• _YOUR TASK_: Exclude the pictures, then repeat the remaining data exactly.

• _RECORDS TO PROCESS_:
+ + + + +

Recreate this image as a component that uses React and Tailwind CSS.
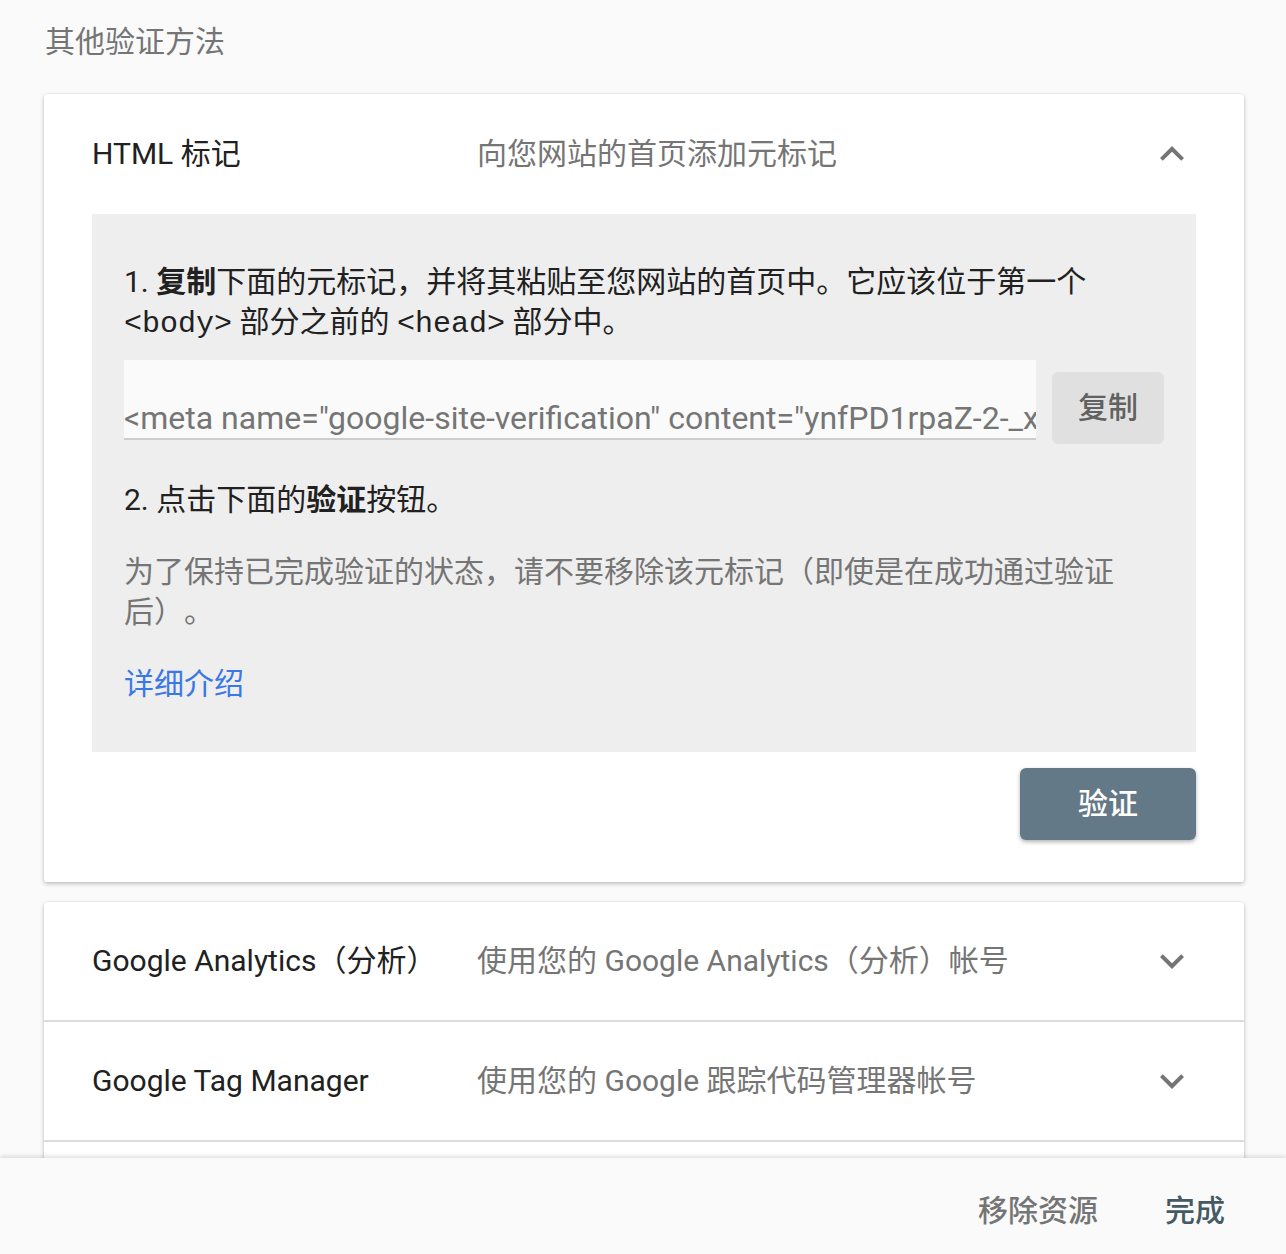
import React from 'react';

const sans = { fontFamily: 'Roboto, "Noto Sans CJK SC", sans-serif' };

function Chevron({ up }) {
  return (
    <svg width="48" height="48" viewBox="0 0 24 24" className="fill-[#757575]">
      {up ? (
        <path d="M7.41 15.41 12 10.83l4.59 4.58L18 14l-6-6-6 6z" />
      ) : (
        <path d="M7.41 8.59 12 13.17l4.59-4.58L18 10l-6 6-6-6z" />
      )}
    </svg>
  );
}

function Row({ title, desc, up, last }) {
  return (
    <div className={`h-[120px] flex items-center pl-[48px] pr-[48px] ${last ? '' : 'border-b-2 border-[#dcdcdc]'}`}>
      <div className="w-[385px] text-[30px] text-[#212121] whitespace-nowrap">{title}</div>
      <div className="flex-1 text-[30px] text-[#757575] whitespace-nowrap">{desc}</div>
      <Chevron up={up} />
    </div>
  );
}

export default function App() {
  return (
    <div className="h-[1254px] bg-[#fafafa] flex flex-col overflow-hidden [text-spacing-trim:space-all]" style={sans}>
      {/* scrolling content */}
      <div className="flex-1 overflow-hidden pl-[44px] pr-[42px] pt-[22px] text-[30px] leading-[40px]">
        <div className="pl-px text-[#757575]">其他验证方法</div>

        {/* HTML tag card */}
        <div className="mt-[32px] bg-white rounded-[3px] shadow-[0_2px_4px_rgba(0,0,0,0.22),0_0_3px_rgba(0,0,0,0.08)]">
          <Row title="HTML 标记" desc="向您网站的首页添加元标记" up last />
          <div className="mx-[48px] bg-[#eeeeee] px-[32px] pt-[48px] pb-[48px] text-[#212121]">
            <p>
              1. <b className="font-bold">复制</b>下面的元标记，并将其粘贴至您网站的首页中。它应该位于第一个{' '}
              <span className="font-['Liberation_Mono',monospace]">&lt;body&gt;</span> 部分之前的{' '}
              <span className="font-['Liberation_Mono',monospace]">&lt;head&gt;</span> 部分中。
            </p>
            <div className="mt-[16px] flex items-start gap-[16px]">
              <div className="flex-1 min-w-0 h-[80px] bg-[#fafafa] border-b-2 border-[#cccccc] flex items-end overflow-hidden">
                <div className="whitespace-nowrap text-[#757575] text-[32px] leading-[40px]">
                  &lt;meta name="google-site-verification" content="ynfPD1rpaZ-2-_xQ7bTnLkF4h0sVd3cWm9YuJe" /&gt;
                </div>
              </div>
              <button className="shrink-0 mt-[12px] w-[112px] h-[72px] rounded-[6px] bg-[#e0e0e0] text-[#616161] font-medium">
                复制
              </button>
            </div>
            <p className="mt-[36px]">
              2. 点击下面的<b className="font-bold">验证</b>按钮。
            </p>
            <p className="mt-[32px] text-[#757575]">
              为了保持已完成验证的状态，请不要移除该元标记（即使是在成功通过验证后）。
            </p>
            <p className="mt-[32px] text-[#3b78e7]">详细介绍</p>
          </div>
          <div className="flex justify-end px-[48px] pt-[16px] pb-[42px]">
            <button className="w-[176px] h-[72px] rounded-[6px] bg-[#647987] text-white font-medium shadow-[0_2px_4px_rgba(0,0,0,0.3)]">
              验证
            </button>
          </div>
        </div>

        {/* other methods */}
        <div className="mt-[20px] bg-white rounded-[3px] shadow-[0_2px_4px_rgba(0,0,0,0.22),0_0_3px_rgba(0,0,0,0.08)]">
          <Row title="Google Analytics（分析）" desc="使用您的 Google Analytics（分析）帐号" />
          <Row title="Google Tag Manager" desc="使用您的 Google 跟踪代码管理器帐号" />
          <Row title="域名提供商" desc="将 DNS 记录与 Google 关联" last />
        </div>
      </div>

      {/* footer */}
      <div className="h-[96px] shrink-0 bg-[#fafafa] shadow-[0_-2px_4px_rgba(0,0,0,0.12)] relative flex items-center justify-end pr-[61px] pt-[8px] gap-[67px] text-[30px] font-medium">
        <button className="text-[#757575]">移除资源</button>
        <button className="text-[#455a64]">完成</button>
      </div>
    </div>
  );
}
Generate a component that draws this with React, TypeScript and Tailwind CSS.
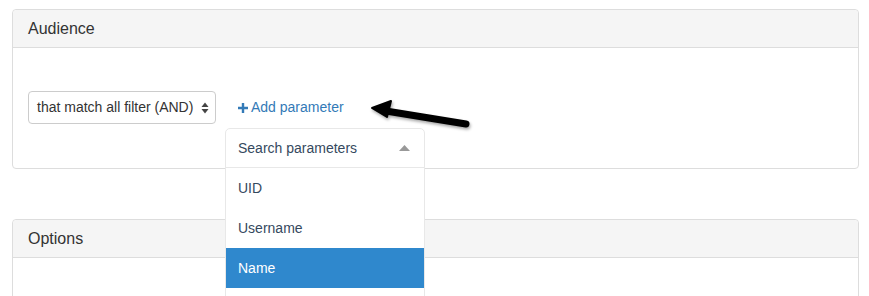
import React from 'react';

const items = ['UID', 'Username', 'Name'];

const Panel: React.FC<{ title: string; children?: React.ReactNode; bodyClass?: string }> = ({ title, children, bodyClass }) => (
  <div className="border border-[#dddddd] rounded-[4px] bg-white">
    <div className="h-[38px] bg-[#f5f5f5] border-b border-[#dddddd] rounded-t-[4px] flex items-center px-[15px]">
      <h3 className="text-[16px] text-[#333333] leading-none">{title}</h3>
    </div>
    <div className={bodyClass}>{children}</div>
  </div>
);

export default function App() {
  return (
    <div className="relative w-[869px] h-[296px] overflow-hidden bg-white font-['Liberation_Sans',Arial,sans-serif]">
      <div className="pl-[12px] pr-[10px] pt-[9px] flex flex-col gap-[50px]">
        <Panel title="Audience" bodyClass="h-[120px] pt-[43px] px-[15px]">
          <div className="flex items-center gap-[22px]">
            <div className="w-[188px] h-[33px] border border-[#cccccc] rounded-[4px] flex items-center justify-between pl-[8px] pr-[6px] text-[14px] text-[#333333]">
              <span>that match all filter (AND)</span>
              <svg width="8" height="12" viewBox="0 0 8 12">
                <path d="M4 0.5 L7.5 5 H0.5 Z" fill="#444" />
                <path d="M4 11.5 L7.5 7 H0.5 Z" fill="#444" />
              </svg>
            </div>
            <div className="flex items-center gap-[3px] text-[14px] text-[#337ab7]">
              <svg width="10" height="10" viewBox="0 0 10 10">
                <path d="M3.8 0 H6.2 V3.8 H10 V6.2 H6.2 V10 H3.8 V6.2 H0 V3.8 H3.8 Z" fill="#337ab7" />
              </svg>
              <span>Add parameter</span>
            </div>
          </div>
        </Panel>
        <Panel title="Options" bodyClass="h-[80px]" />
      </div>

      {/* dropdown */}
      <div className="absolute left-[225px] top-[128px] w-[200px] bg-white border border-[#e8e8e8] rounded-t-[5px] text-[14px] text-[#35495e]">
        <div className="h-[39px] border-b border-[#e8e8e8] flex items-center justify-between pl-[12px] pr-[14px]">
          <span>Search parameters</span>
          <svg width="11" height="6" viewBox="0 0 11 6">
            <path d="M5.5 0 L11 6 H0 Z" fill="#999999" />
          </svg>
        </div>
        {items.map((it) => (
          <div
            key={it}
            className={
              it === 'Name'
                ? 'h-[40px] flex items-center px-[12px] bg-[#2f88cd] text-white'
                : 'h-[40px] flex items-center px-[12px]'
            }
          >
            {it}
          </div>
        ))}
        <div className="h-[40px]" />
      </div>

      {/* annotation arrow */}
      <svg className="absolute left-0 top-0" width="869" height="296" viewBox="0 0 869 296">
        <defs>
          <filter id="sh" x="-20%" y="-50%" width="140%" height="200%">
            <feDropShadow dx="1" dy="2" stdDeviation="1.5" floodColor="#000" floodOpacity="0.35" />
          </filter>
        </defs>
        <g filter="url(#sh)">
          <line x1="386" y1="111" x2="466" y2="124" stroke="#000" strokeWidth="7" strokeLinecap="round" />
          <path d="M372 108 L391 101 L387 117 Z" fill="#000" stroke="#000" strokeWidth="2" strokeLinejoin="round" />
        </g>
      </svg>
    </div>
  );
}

+ + + + +

• _SOLUTION TO THE EXERCISE_:
Recreate this image as a component that uses React and Tailwind CSS.
import React from 'react';

const sans = { fontFamily: 'Roboto, "Noto Sans CJK SC", sans-serif' };

function Chevron({ up }) {
  return (
    <svg width="48" height="48" viewBox="0 0 24 24" className="fill-[#757575]">
      {up ? (
        <path d="M7.41 15.41 12 10.83l4.59 4.58L18 14l-6-6-6 6z" />
      ) : (
        <path d="M7.41 8.59 12 13.17l4.59-4.58L18 10l-6 6-6-6z" />
      )}
    </svg>
  );
}

function Row({ title, desc, up, last }) {
  return (
    <div className={`h-[120px] flex items-center pl-[48px] pr-[48px] ${last ? '' : 'border-b-2 border-[#dcdcdc]'}`}>
      <div className="w-[385px] text-[30px] text-[#212121] whitespace-nowrap">{title}</div>
      <div className="flex-1 text-[30px] text-[#757575] whitespace-nowrap">{desc}</div>
      <Chevron up={up} />
    </div>
  );
}

export default function App() {
  return (
    <div className="h-[1254px] bg-[#fafafa] flex flex-col overflow-hidden [text-spacing-trim:space-all]" style={sans}>
      {/* scrolling content */}
      <div className="flex-1 overflow-hidden pl-[44px] pr-[42px] pt-[22px] text-[30px] leading-[40px]">
        <div className="pl-px text-[#757575]">其他验证方法</div>

        {/* HTML tag card */}
        <div className="mt-[32px] bg-white rounded-[3px] shadow-[0_2px_4px_rgba(0,0,0,0.22),0_0_3px_rgba(0,0,0,0.08)]">
          <Row title="HTML 标记" desc="向您网站的首页添加元标记" up last />
          <div className="mx-[48px] bg-[#eeeeee] px-[32px] pt-[48px] pb-[48px] text-[#212121]">
            <p>
              1. <b className="font-bold">复制</b>下面的元标记，并将其粘贴至您网站的首页中。它应该位于第一个{' '}
              <span className="font-['Liberation_Mono',monospace]">&lt;body&gt;</span> 部分之前的{' '}
              <span className="font-['Liberation_Mono',monospace]">&lt;head&gt;</span> 部分中。
            </p>
            <div className="mt-[16px] flex items-start gap-[16px]">
              <div className="flex-1 min-w-0 h-[80px] bg-[#fafafa] border-b-2 border-[#cccccc] flex items-end overflow-hidden">
                <div className="whitespace-nowrap text-[#757575] text-[32px] leading-[40px]">
                  &lt;meta name="google-site-verification" content="ynfPD1rpaZ-2-_xQ7bTnLkF4h0sVd3cWm9YuJe" /&gt;
                </div>
              </div>
              <button className="shrink-0 mt-[12px] w-[112px] h-[72px] rounded-[6px] bg-[#e0e0e0] text-[#616161] font-medium">
                复制
              </button>
            </div>
            <p className="mt-[36px]">
              2. 点击下面的<b className="font-bold">验证</b>按钮。
            </p>
            <p className="mt-[32px] text-[#757575]">
              为了保持已完成验证的状态，请不要移除该元标记（即使是在成功通过验证后）。
            </p>
            <p className="mt-[32px] text-[#3b78e7]">详细介绍</p>
          </div>
          <div className="flex justify-end px-[48px] pt-[16px] pb-[42px]">
            <button className="w-[176px] h-[72px] rounded-[6px] bg-[#647987] text-white font-medium shadow-[0_2px_4px_rgba(0,0,0,0.3)]">
              验证
            </button>
          </div>
        </div>

        {/* other methods */}
        <div className="mt-[20px] bg-white rounded-[3px] shadow-[0_2px_4px_rgba(0,0,0,0.22),0_0_3px_rgba(0,0,0,0.08)]">
          <Row title="Google Analytics（分析）" desc="使用您的 Google Analytics（分析）帐号" />
          <Row title="Google Tag Manager" desc="使用您的 Google 跟踪代码管理器帐号" />
          <Row title="域名提供商" desc="将 DNS 记录与 Google 关联" last />
        </div>
      </div>

      {/* footer */}
      <div className="h-[96px] shrink-0 bg-[#fafafa] shadow-[0_-2px_4px_rgba(0,0,0,0.12)] relative flex items-center justify-end pr-[61px] pt-[8px] gap-[67px] text-[30px] font-medium">
        <button className="text-[#757575]">移除资源</button>
        <button className="text-[#455a64]">完成</button>
      </div>
    </div>
  );
}
Generate a component that draws this with React, TypeScript and Tailwind CSS.
import React from 'react';

const items = ['UID', 'Username', 'Name'];

const Panel: React.FC<{ title: string; children?: React.ReactNode; bodyClass?: string }> = ({ title, children, bodyClass }) => (
  <div className="border border-[#dddddd] rounded-[4px] bg-white">
    <div className="h-[38px] bg-[#f5f5f5] border-b border-[#dddddd] rounded-t-[4px] flex items-center px-[15px]">
      <h3 className="text-[16px] text-[#333333] leading-none">{title}</h3>
    </div>
    <div className={bodyClass}>{children}</div>
  </div>
);

export default function App() {
  return (
    <div className="relative w-[869px] h-[296px] overflow-hidden bg-white font-['Liberation_Sans',Arial,sans-serif]">
      <div className="pl-[12px] pr-[10px] pt-[9px] flex flex-col gap-[50px]">
        <Panel title="Audience" bodyClass="h-[120px] pt-[43px] px-[15px]">
          <div className="flex items-center gap-[22px]">
            <div className="w-[188px] h-[33px] border border-[#cccccc] rounded-[4px] flex items-center justify-between pl-[8px] pr-[6px] text-[14px] text-[#333333]">
              <span>that match all filter (AND)</span>
              <svg width="8" height="12" viewBox="0 0 8 12">
                <path d="M4 0.5 L7.5 5 H0.5 Z" fill="#444" />
                <path d="M4 11.5 L7.5 7 H0.5 Z" fill="#444" />
              </svg>
            </div>
            <div className="flex items-center gap-[3px] text-[14px] text-[#337ab7]">
              <svg width="10" height="10" viewBox="0 0 10 10">
                <path d="M3.8 0 H6.2 V3.8 H10 V6.2 H6.2 V10 H3.8 V6.2 H0 V3.8 H3.8 Z" fill="#337ab7" />
              </svg>
              <span>Add parameter</span>
            </div>
          </div>
        </Panel>
        <Panel title="Options" bodyClass="h-[80px]" />
      </div>

      {/* dropdown */}
      <div className="absolute left-[225px] top-[128px] w-[200px] bg-white border border-[#e8e8e8] rounded-t-[5px] text-[14px] text-[#35495e]">
        <div className="h-[39px] border-b border-[#e8e8e8] flex items-center justify-between pl-[12px] pr-[14px]">
          <span>Search parameters</span>
          <svg width="11" height="6" viewBox="0 0 11 6">
            <path d="M5.5 0 L11 6 H0 Z" fill="#999999" />
          </svg>
        </div>
        {items.map((it) => (
          <div
            key={it}
            className={
              it === 'Name'
                ? 'h-[40px] flex items-center px-[12px] bg-[#2f88cd] text-white'
                : 'h-[40px] flex items-center px-[12px]'
            }
          >
            {it}
          </div>
        ))}
        <div className="h-[40px]" />
      </div>

      {/* annotation arrow */}
      <svg className="absolute left-0 top-0" width="869" height="296" viewBox="0 0 869 296">
        <defs>
          <filter id="sh" x="-20%" y="-50%" width="140%" height="200%">
            <feDropShadow dx="1" dy="2" stdDeviation="1.5" floodColor="#000" floodOpacity="0.35" />
          </filter>
        </defs>
        <g filter="url(#sh)">
          <line x1="386" y1="111" x2="466" y2="124" stroke="#000" strokeWidth="7" strokeLinecap="round" />
          <path d="M372 108 L391 101 L387 117 Z" fill="#000" stroke="#000" strokeWidth="2" strokeLinejoin="round" />
        </g>
      </svg>
    </div>
  );
}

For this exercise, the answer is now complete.